--- RECORD EXCERPTS ---

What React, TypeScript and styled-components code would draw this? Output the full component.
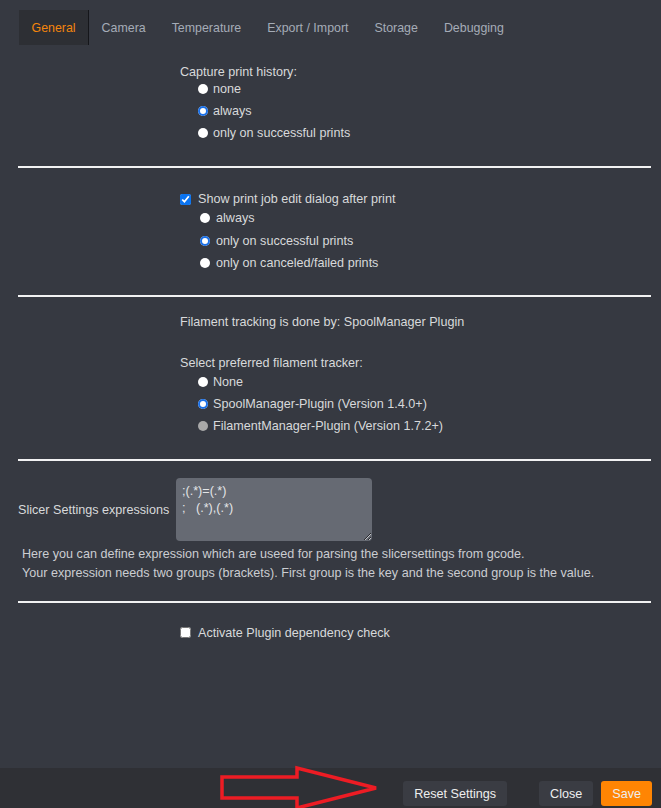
import React from "react";
import styled, { createGlobalStyle } from "styled-components";

const GlobalStyle = createGlobalStyle`
  html, body { margin: 0; padding: 0; background: #363941; }
  body { font-family: "Liberation Sans", Arial, sans-serif; font-size: 12.6px; color: #d8d9db; }
  * { box-sizing: border-box; }
`;

const Page = styled.div`
  position: relative;
  height: 808px;
  display: flex;
  flex-direction: column;
  overflow: hidden;
  background: #363941;
`;

const TabBar = styled.div`
  display: flex;
  padding: 10px 0 0 19px;
`;

const Tab = styled.div<{ $active?: boolean }>`
  height: 35px;
  display: flex;
  align-items: center;
  padding: 0 12.5px 0 12.5px;
  color: ${(p) => (p.$active ? "#f4850c" : "#a5acb7")};
  background: ${(p) => (p.$active ? "#2d2f34" : "transparent")};
  border-right: 1px solid ${(p) => (p.$active ? "#15161a" : "transparent")};
  font-size: 12.4px;
`;

const Content = styled.div`
  flex: 1;
  padding: 0 10px 0 18px;
`;

const Section = styled.div<{ $pt: number; $pb: number }>`
  padding-top: ${(p) => p.$pt}px;
  padding-bottom: ${(p) => p.$pb}px;
`;

const Controls = styled.div`
  margin-left: 162px;
`;

const Divider = styled.div`
  height: 2px;
  background: #f2f2f2;
`;

const Line = styled.div<{ $h: number; $mt?: number }>`
  height: ${(p) => p.$h}px;
  line-height: ${(p) => p.$h}px;
  margin-top: ${(p) => p.$mt ?? 0}px;
  white-space: nowrap;
`;

const Row = styled.label<{ $h: number; $indent: number; $gap: number }>`
  display: flex;
  align-items: center;
  height: ${(p) => p.$h}px;
  padding-left: ${(p) => p.$indent}px;
  gap: ${(p) => p.$gap}px;
  white-space: nowrap;
`;

const Radio = styled.input.attrs({ type: "radio" })`
  appearance: none;
  -webkit-appearance: none;
  margin: 0;
  width: 10px;
  height: 10px;
  border-radius: 50%;
  background: #ffffff;
  flex: none;
  &:checked {
    box-shadow: inset 0 0 0 2px #1a6fe6;
  }
  &:disabled {
    background: #a9a9a9;
  }
`;

const Check = styled.input.attrs({ type: "checkbox" })`
  margin: 0;
  width: 11px;
  height: 11px;
  flex: none;
  accent-color: #0b74f0;
`;

const SlicerGrid = styled.div`
  display: grid;
  grid-template-columns: 158px 196px;
  align-items: center;
`;

const FieldLabel = styled.div`
  text-align: right;
  padding-right: 7px;
  white-space: nowrap;
`;

const TextArea = styled.textarea`
  width: 196px;
  height: 63px;
  margin: 0;
  padding: 5px 6px;
  border: none;
  border-radius: 4px;
  background: #666a73;
  color: #e4e5e7;
  font-family: "Liberation Sans", Arial, sans-serif;
  font-size: 12.6px;
  line-height: 17px;
  outline: none;
`;

const Help = styled.div`
  margin-top: 3.5px;
  padding-left: 4px;
  line-height: 19px;
  color: #cbcdd1;
`;

const Footer = styled.div`
  height: 40px;
  flex: none;
  background: #2f3035;
  display: flex;
  justify-content: flex-end;
  align-items: flex-start;
  padding: 13px 9px 0 0;
  gap: 8px;
  overflow: hidden;
`;

const Button = styled.div<{ $primary?: boolean; $spaced?: boolean }>`
  height: 25px;
  display: flex;
  align-items: center;
  padding: 0 11px;
  border-radius: 3px;
  background: ${(p) => (p.$primary ? "#ff8503" : "#3a3c43")};
  color: #eeeeee;
  margin-right: ${(p) => (p.$spaced ? 24 : 0)}px;
`;

const Annotation = styled.svg`
  position: absolute;
  left: 218px;
  top: 764px;
  width: 165px;
  height: 50px;
  pointer-events: none;
`;

const tabs = ["General", "Camera", "Temperature", "Export / Import", "Storage", "Debugging"];

export default function App() {
  return (
    <Page>
      <GlobalStyle />
      <TabBar>
        {tabs.map((t, i) => (
          <Tab key={t} $active={i === 0}>
            {t}
          </Tab>
        ))}
      </TabBar>
      <Content>
        <Section $pt={21} $pb={22}>
          <Controls>
            <Line $h={12}>Capture print history:</Line>
            <Row $h={22} $indent={18} $gap={5}>
              <Radio name="hist" />
              none
            </Row>
            <Row $h={22} $indent={18} $gap={5}>
              <Radio name="hist" defaultChecked />
              always
            </Row>
            <Row $h={22} $indent={18} $gap={5}>
              <Radio name="hist" />
              only on successful prints
            </Row>
          </Controls>
        </Section>
        <Divider />
        <Section $pt={23.5} $pb={20.5}>
          <Controls>
            <Row $h={15.5} $indent={0} $gap={7}>
              <Check defaultChecked />
              Show print job edit dialog after print
            </Row>
            <Row $h={22.5} $indent={20} $gap={6}>
              <Radio name="dlg" />
              always
            </Row>
            <Row $h={22.5} $indent={20} $gap={6}>
              <Radio name="dlg" defaultChecked />
              only on successful prints
            </Row>
            <Row $h={22.5} $indent={20} $gap={6}>
              <Radio name="dlg" />
              only on canceled/failed prints
            </Row>
          </Controls>
        </Section>
        <Divider />
        <Section $pt={17} $pb={22}>
          <Controls>
            <Line $h={16}>Filament tracking is done by: SpoolManager Plugin</Line>
            <Line $h={16} $mt={25}>
              Select preferred filament tracker:
            </Line>
            <Row $h={22} $indent={18} $gap={5}>
              <Radio name="trk" />
              None
            </Row>
            <Row $h={22} $indent={18} $gap={5}>
              <Radio name="trk" defaultChecked />
              SpoolManager-Plugin (Version 1.4.0+)
            </Row>
            <Row $h={22} $indent={18} $gap={5}>
              <Radio name="trk" disabled />
              FilamentManager-Plugin (Version 1.7.2+)
            </Row>
          </Controls>
        </Section>
        <Divider />
        <Section $pt={17} $pb={18.5}>
          <SlicerGrid>
            <FieldLabel>Slicer Settings expressions</FieldLabel>
            <TextArea defaultValue={";(.*)=(.*)\n;   (.*),(.*)"} spellCheck={false} />
          </SlicerGrid>
          <Help>
            Here you can define expression which are useed for parsing the slicersettings from gcode.
            <br />
            Your expression needs two groups (brackets). First group is the key and the second group is the value.
          </Help>
        </Section>
        <Divider />
        <Section $pt={21.5} $pb={0}>
          <Controls>
            <Row $h={16} $indent={0} $gap={7}>
              <Check />
              Activate Plugin dependency check
            </Row>
          </Controls>
        </Section>
      </Content>
      <Footer>
        <Button $spaced>Reset Settings</Button>
        <Button>Close</Button>
        <Button $primary>Save</Button>
      </Footer>
      <Annotation viewBox="0 0 165 50">
        <polygon
          points="4,13 79,13 79,4 158,24 79,44 79,34 4,34"
          fill="none"
          stroke="#ed1c24"
          strokeWidth={3.5}
          strokeLinejoin="miter"
        />
      </Annotation>
    </Page>
  );
}
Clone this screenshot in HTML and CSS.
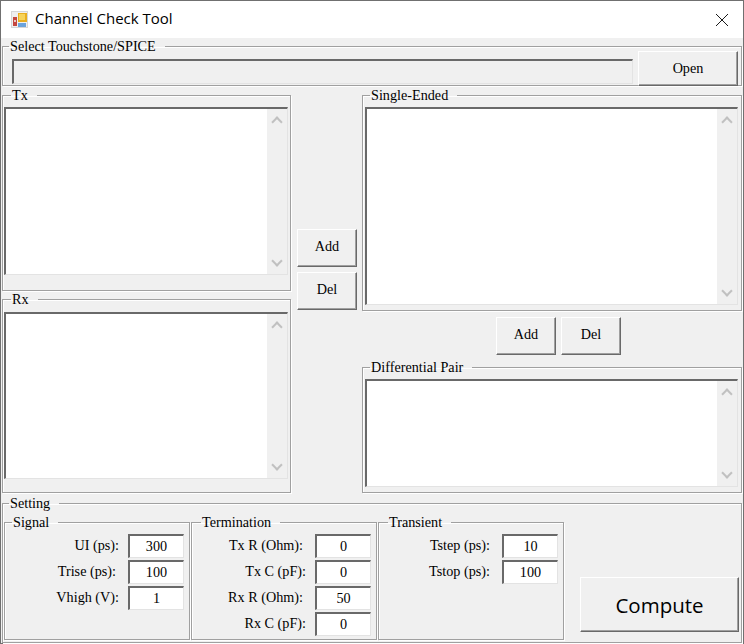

---

Copy the whole of the material above exactly, but not its images.

» **COMPLETED EXERCISE**
What React, TypeScript and styled-components code would draw this? Output the full component.
import React from "react";
import styled, { createGlobalStyle } from "styled-components";

const GlobalStyle = createGlobalStyle`
  html, body { margin: 0; padding: 0; background: #363941; }
  body { font-family: "Liberation Sans", Arial, sans-serif; font-size: 12.6px; color: #d8d9db; }
  * { box-sizing: border-box; }
`;

const Page = styled.div`
  position: relative;
  height: 808px;
  display: flex;
  flex-direction: column;
  overflow: hidden;
  background: #363941;
`;

const TabBar = styled.div`
  display: flex;
  padding: 10px 0 0 19px;
`;

const Tab = styled.div<{ $active?: boolean }>`
  height: 35px;
  display: flex;
  align-items: center;
  padding: 0 12.5px 0 12.5px;
  color: ${(p) => (p.$active ? "#f4850c" : "#a5acb7")};
  background: ${(p) => (p.$active ? "#2d2f34" : "transparent")};
  border-right: 1px solid ${(p) => (p.$active ? "#15161a" : "transparent")};
  font-size: 12.4px;
`;

const Content = styled.div`
  flex: 1;
  padding: 0 10px 0 18px;
`;

const Section = styled.div<{ $pt: number; $pb: number }>`
  padding-top: ${(p) => p.$pt}px;
  padding-bottom: ${(p) => p.$pb}px;
`;

const Controls = styled.div`
  margin-left: 162px;
`;

const Divider = styled.div`
  height: 2px;
  background: #f2f2f2;
`;

const Line = styled.div<{ $h: number; $mt?: number }>`
  height: ${(p) => p.$h}px;
  line-height: ${(p) => p.$h}px;
  margin-top: ${(p) => p.$mt ?? 0}px;
  white-space: nowrap;
`;

const Row = styled.label<{ $h: number; $indent: number; $gap: number }>`
  display: flex;
  align-items: center;
  height: ${(p) => p.$h}px;
  padding-left: ${(p) => p.$indent}px;
  gap: ${(p) => p.$gap}px;
  white-space: nowrap;
`;

const Radio = styled.input.attrs({ type: "radio" })`
  appearance: none;
  -webkit-appearance: none;
  margin: 0;
  width: 10px;
  height: 10px;
  border-radius: 50%;
  background: #ffffff;
  flex: none;
  &:checked {
    box-shadow: inset 0 0 0 2px #1a6fe6;
  }
  &:disabled {
    background: #a9a9a9;
  }
`;

const Check = styled.input.attrs({ type: "checkbox" })`
  margin: 0;
  width: 11px;
  height: 11px;
  flex: none;
  accent-color: #0b74f0;
`;

const SlicerGrid = styled.div`
  display: grid;
  grid-template-columns: 158px 196px;
  align-items: center;
`;

const FieldLabel = styled.div`
  text-align: right;
  padding-right: 7px;
  white-space: nowrap;
`;

const TextArea = styled.textarea`
  width: 196px;
  height: 63px;
  margin: 0;
  padding: 5px 6px;
  border: none;
  border-radius: 4px;
  background: #666a73;
  color: #e4e5e7;
  font-family: "Liberation Sans", Arial, sans-serif;
  font-size: 12.6px;
  line-height: 17px;
  outline: none;
`;

const Help = styled.div`
  margin-top: 3.5px;
  padding-left: 4px;
  line-height: 19px;
  color: #cbcdd1;
`;

const Footer = styled.div`
  height: 40px;
  flex: none;
  background: #2f3035;
  display: flex;
  justify-content: flex-end;
  align-items: flex-start;
  padding: 13px 9px 0 0;
  gap: 8px;
  overflow: hidden;
`;

const Button = styled.div<{ $primary?: boolean; $spaced?: boolean }>`
  height: 25px;
  display: flex;
  align-items: center;
  padding: 0 11px;
  border-radius: 3px;
  background: ${(p) => (p.$primary ? "#ff8503" : "#3a3c43")};
  color: #eeeeee;
  margin-right: ${(p) => (p.$spaced ? 24 : 0)}px;
`;

const Annotation = styled.svg`
  position: absolute;
  left: 218px;
  top: 764px;
  width: 165px;
  height: 50px;
  pointer-events: none;
`;

const tabs = ["General", "Camera", "Temperature", "Export / Import", "Storage", "Debugging"];

export default function App() {
  return (
    <Page>
      <GlobalStyle />
      <TabBar>
        {tabs.map((t, i) => (
          <Tab key={t} $active={i === 0}>
            {t}
          </Tab>
        ))}
      </TabBar>
      <Content>
        <Section $pt={21} $pb={22}>
          <Controls>
            <Line $h={12}>Capture print history:</Line>
            <Row $h={22} $indent={18} $gap={5}>
              <Radio name="hist" />
              none
            </Row>
            <Row $h={22} $indent={18} $gap={5}>
              <Radio name="hist" defaultChecked />
              always
            </Row>
            <Row $h={22} $indent={18} $gap={5}>
              <Radio name="hist" />
              only on successful prints
            </Row>
          </Controls>
        </Section>
        <Divider />
        <Section $pt={23.5} $pb={20.5}>
          <Controls>
            <Row $h={15.5} $indent={0} $gap={7}>
              <Check defaultChecked />
              Show print job edit dialog after print
            </Row>
            <Row $h={22.5} $indent={20} $gap={6}>
              <Radio name="dlg" />
              always
            </Row>
            <Row $h={22.5} $indent={20} $gap={6}>
              <Radio name="dlg" defaultChecked />
              only on successful prints
            </Row>
            <Row $h={22.5} $indent={20} $gap={6}>
              <Radio name="dlg" />
              only on canceled/failed prints
            </Row>
          </Controls>
        </Section>
        <Divider />
        <Section $pt={17} $pb={22}>
          <Controls>
            <Line $h={16}>Filament tracking is done by: SpoolManager Plugin</Line>
            <Line $h={16} $mt={25}>
              Select preferred filament tracker:
            </Line>
            <Row $h={22} $indent={18} $gap={5}>
              <Radio name="trk" />
              None
            </Row>
            <Row $h={22} $indent={18} $gap={5}>
              <Radio name="trk" defaultChecked />
              SpoolManager-Plugin (Version 1.4.0+)
            </Row>
            <Row $h={22} $indent={18} $gap={5}>
              <Radio name="trk" disabled />
              FilamentManager-Plugin (Version 1.7.2+)
            </Row>
          </Controls>
        </Section>
        <Divider />
        <Section $pt={17} $pb={18.5}>
          <SlicerGrid>
            <FieldLabel>Slicer Settings expressions</FieldLabel>
            <TextArea defaultValue={";(.*)=(.*)\n;   (.*),(.*)"} spellCheck={false} />
          </SlicerGrid>
          <Help>
            Here you can define expression which are useed for parsing the slicersettings from gcode.
            <br />
            Your expression needs two groups (brackets). First group is the key and the second group is the value.
          </Help>
        </Section>
        <Divider />
        <Section $pt={21.5} $pb={0}>
          <Controls>
            <Row $h={16} $indent={0} $gap={7}>
              <Check />
              Activate Plugin dependency check
            </Row>
          </Controls>
        </Section>
      </Content>
      <Footer>
        <Button $spaced>Reset Settings</Button>
        <Button>Close</Button>
        <Button $primary>Save</Button>
      </Footer>
      <Annotation viewBox="0 0 165 50">
        <polygon
          points="4,13 79,13 79,4 158,24 79,44 79,34 4,34"
          fill="none"
          stroke="#ed1c24"
          strokeWidth={3.5}
          strokeLinejoin="miter"
        />
      </Annotation>
    </Page>
  );
}
Clone this screenshot in HTML and CSS.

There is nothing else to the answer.